— Begin Dataset section —
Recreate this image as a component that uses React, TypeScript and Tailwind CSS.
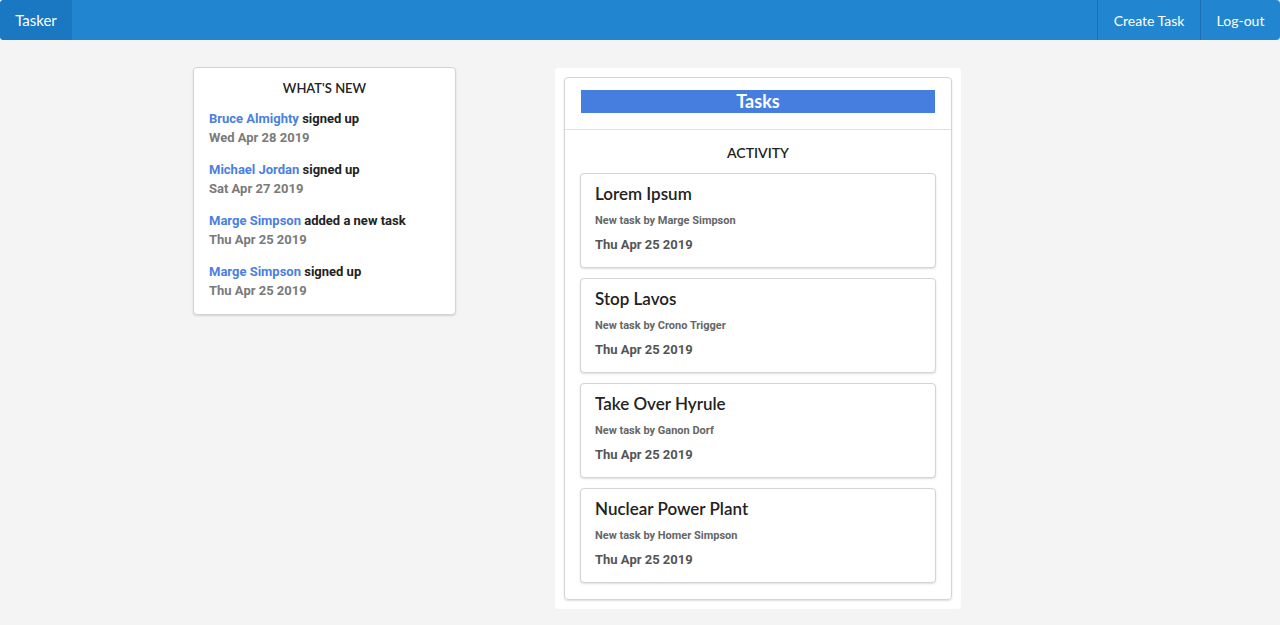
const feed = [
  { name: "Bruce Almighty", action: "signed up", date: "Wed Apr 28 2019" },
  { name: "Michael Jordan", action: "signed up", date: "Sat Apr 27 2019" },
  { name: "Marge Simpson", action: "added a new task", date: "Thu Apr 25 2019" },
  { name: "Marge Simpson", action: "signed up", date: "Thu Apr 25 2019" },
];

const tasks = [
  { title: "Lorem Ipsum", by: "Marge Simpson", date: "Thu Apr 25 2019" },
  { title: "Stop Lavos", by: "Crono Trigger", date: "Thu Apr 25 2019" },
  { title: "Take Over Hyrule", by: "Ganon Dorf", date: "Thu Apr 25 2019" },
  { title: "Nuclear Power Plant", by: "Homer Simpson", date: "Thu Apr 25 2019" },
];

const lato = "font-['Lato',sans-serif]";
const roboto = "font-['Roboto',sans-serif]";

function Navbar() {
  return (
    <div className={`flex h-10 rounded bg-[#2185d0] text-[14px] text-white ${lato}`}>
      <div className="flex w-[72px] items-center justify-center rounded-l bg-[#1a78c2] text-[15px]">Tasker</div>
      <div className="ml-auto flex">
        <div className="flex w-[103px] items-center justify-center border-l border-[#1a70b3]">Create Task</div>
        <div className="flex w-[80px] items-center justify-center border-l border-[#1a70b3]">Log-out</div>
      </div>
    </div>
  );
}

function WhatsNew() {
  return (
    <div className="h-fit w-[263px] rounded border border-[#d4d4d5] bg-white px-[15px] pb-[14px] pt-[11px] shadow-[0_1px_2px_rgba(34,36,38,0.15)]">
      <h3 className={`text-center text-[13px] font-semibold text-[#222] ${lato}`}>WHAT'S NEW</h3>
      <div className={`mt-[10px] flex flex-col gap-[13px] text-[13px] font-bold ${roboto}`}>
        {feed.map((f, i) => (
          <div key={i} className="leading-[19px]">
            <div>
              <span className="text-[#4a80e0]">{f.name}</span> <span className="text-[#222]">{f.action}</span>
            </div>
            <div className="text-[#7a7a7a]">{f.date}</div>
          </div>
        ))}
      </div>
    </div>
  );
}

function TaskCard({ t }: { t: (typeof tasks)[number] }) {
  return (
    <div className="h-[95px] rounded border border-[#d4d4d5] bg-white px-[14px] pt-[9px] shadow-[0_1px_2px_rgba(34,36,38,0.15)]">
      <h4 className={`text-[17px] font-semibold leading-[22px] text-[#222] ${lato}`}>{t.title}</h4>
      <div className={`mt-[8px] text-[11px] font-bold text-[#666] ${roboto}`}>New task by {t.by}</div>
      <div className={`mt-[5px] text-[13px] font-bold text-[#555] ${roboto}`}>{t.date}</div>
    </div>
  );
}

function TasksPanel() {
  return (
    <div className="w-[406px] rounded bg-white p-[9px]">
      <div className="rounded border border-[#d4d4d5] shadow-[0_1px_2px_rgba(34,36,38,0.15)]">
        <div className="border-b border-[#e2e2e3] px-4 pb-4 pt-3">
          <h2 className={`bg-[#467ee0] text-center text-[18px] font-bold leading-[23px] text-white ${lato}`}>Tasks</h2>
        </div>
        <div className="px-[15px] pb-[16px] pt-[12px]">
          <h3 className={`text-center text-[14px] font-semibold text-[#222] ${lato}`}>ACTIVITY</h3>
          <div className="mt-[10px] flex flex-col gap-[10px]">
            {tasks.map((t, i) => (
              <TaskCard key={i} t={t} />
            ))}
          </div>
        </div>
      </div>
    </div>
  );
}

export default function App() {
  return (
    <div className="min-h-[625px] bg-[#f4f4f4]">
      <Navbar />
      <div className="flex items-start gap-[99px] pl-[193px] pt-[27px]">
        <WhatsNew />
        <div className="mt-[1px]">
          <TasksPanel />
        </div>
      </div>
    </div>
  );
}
— End Dataset section —
Reproduce all of the material exactly, apart from the pictures.

Recreate this image as a component that uses React, TypeScript and Tailwind CSS.
const feed = [
  { name: "Bruce Almighty", action: "signed up", date: "Wed Apr 28 2019" },
  { name: "Michael Jordan", action: "signed up", date: "Sat Apr 27 2019" },
  { name: "Marge Simpson", action: "added a new task", date: "Thu Apr 25 2019" },
  { name: "Marge Simpson", action: "signed up", date: "Thu Apr 25 2019" },
];

const tasks = [
  { title: "Lorem Ipsum", by: "Marge Simpson", date: "Thu Apr 25 2019" },
  { title: "Stop Lavos", by: "Crono Trigger", date: "Thu Apr 25 2019" },
  { title: "Take Over Hyrule", by: "Ganon Dorf", date: "Thu Apr 25 2019" },
  { title: "Nuclear Power Plant", by: "Homer Simpson", date: "Thu Apr 25 2019" },
];

const lato = "font-['Lato',sans-serif]";
const roboto = "font-['Roboto',sans-serif]";

function Navbar() {
  return (
    <div className={`flex h-10 rounded bg-[#2185d0] text-[14px] text-white ${lato}`}>
      <div className="flex w-[72px] items-center justify-center rounded-l bg-[#1a78c2] text-[15px]">Tasker</div>
      <div className="ml-auto flex">
        <div className="flex w-[103px] items-center justify-center border-l border-[#1a70b3]">Create Task</div>
        <div className="flex w-[80px] items-center justify-center border-l border-[#1a70b3]">Log-out</div>
      </div>
    </div>
  );
}

function WhatsNew() {
  return (
    <div className="h-fit w-[263px] rounded border border-[#d4d4d5] bg-white px-[15px] pb-[14px] pt-[11px] shadow-[0_1px_2px_rgba(34,36,38,0.15)]">
      <h3 className={`text-center text-[13px] font-semibold text-[#222] ${lato}`}>WHAT'S NEW</h3>
      <div className={`mt-[10px] flex flex-col gap-[13px] text-[13px] font-bold ${roboto}`}>
        {feed.map((f, i) => (
          <div key={i} className="leading-[19px]">
            <div>
              <span className="text-[#4a80e0]">{f.name}</span> <span className="text-[#222]">{f.action}</span>
            </div>
            <div className="text-[#7a7a7a]">{f.date}</div>
          </div>
        ))}
      </div>
    </div>
  );
}

function TaskCard({ t }: { t: (typeof tasks)[number] }) {
  return (
    <div className="h-[95px] rounded border border-[#d4d4d5] bg-white px-[14px] pt-[9px] shadow-[0_1px_2px_rgba(34,36,38,0.15)]">
      <h4 className={`text-[17px] font-semibold leading-[22px] text-[#222] ${lato}`}>{t.title}</h4>
      <div className={`mt-[8px] text-[11px] font-bold text-[#666] ${roboto}`}>New task by {t.by}</div>
      <div className={`mt-[5px] text-[13px] font-bold text-[#555] ${roboto}`}>{t.date}</div>
    </div>
  );
}

function TasksPanel() {
  return (
    <div className="w-[406px] rounded bg-white p-[9px]">
      <div className="rounded border border-[#d4d4d5] shadow-[0_1px_2px_rgba(34,36,38,0.15)]">
        <div className="border-b border-[#e2e2e3] px-4 pb-4 pt-3">
          <h2 className={`bg-[#467ee0] text-center text-[18px] font-bold leading-[23px] text-white ${lato}`}>Tasks</h2>
        </div>
        <div className="px-[15px] pb-[16px] pt-[12px]">
          <h3 className={`text-center text-[14px] font-semibold text-[#222] ${lato}`}>ACTIVITY</h3>
          <div className="mt-[10px] flex flex-col gap-[10px]">
            {tasks.map((t, i) => (
              <TaskCard key={i} t={t} />
            ))}
          </div>
        </div>
      </div>
    </div>
  );
}

export default function App() {
  return (
    <div className="min-h-[625px] bg-[#f4f4f4]">
      <Navbar />
      <div className="flex items-start gap-[99px] pl-[193px] pt-[27px]">
        <WhatsNew />
        <div className="mt-[1px]">
          <TasksPanel />
        </div>
      </div>
    </div>
  );
}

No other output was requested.